▶ **DATASET EXCERPT**
########################################
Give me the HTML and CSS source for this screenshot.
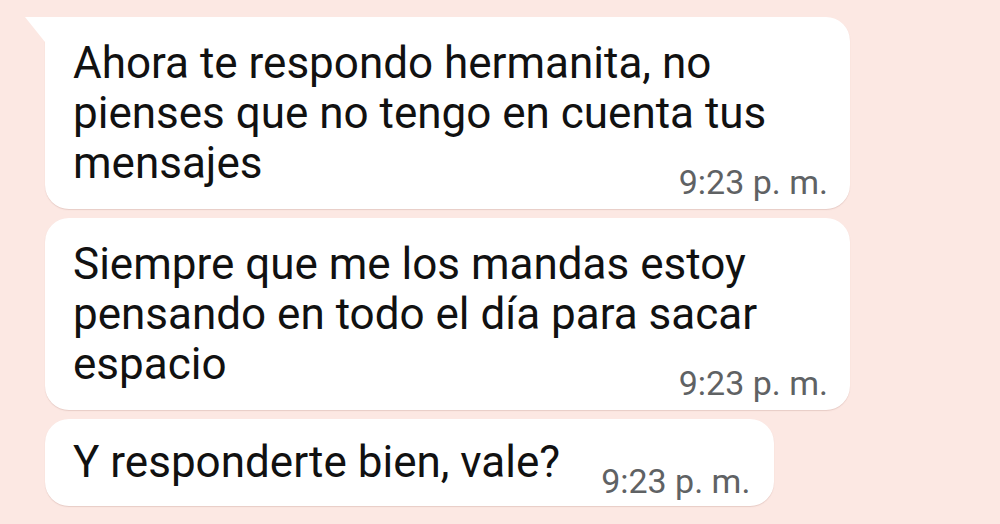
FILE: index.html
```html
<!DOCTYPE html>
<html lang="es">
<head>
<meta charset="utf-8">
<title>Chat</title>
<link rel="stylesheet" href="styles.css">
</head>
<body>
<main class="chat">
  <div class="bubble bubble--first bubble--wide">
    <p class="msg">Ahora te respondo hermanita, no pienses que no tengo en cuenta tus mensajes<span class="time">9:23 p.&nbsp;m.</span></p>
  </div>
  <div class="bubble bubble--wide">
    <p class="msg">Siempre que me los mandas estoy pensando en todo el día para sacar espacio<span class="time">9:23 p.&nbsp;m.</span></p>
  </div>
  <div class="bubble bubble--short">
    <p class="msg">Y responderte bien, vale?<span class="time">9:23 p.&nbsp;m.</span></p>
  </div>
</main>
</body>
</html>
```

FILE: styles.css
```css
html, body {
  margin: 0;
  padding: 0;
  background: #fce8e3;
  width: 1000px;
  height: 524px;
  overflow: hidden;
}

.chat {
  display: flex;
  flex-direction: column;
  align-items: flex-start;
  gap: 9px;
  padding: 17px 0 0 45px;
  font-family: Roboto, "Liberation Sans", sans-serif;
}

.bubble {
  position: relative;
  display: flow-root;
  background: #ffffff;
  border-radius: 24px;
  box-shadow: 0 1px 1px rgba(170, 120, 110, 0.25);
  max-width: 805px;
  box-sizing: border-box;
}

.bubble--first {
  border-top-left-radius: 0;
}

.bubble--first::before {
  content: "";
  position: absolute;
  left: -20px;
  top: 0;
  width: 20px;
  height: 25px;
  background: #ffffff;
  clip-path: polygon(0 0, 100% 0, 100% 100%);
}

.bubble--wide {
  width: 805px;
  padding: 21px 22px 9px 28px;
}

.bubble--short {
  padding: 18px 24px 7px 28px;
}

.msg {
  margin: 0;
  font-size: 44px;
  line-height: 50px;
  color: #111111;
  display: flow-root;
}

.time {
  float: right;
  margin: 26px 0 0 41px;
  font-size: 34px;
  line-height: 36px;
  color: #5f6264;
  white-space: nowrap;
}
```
########################################
▶ **STATED EXERCISE**
Leave out the pictures and reproduce the rest of the listing exactly.

▶ **THE OUTPUT**
Give me the HTML and CSS source for this screenshot.
FILE: index.html
```html
<!DOCTYPE html>
<html lang="es">
<head>
<meta charset="utf-8">
<title>Chat</title>
<link rel="stylesheet" href="styles.css">
</head>
<body>
<main class="chat">
  <div class="bubble bubble--first bubble--wide">
    <p class="msg">Ahora te respondo hermanita, no pienses que no tengo en cuenta tus mensajes<span class="time">9:23 p.&nbsp;m.</span></p>
  </div>
  <div class="bubble bubble--wide">
    <p class="msg">Siempre que me los mandas estoy pensando en todo el día para sacar espacio<span class="time">9:23 p.&nbsp;m.</span></p>
  </div>
  <div class="bubble bubble--short">
    <p class="msg">Y responderte bien, vale?<span class="time">9:23 p.&nbsp;m.</span></p>
  </div>
</main>
</body>
</html>
```

FILE: styles.css
```css
html, body {
  margin: 0;
  padding: 0;
  background: #fce8e3;
  width: 1000px;
  height: 524px;
  overflow: hidden;
}

.chat {
  display: flex;
  flex-direction: column;
  align-items: flex-start;
  gap: 9px;
  padding: 17px 0 0 45px;
  font-family: Roboto, "Liberation Sans", sans-serif;
}

.bubble {
  position: relative;
  display: flow-root;
  background: #ffffff;
  border-radius: 24px;
  box-shadow: 0 1px 1px rgba(170, 120, 110, 0.25);
  max-width: 805px;
  box-sizing: border-box;
}

.bubble--first {
  border-top-left-radius: 0;
}

.bubble--first::before {
  content: "";
  position: absolute;
  left: -20px;
  top: 0;
  width: 20px;
  height: 25px;
  background: #ffffff;
  clip-path: polygon(0 0, 100% 0, 100% 100%);
}

.bubble--wide {
  width: 805px;
  padding: 21px 22px 9px 28px;
}

.bubble--short {
  padding: 18px 24px 7px 28px;
}

.msg {
  margin: 0;
  font-size: 44px;
  line-height: 50px;
  color: #111111;
  display: flow-root;
}

.time {
  float: right;
  margin: 26px 0 0 41px;
  font-size: 34px;
  line-height: 36px;
  color: #5f6264;
  white-space: nowrap;
}
```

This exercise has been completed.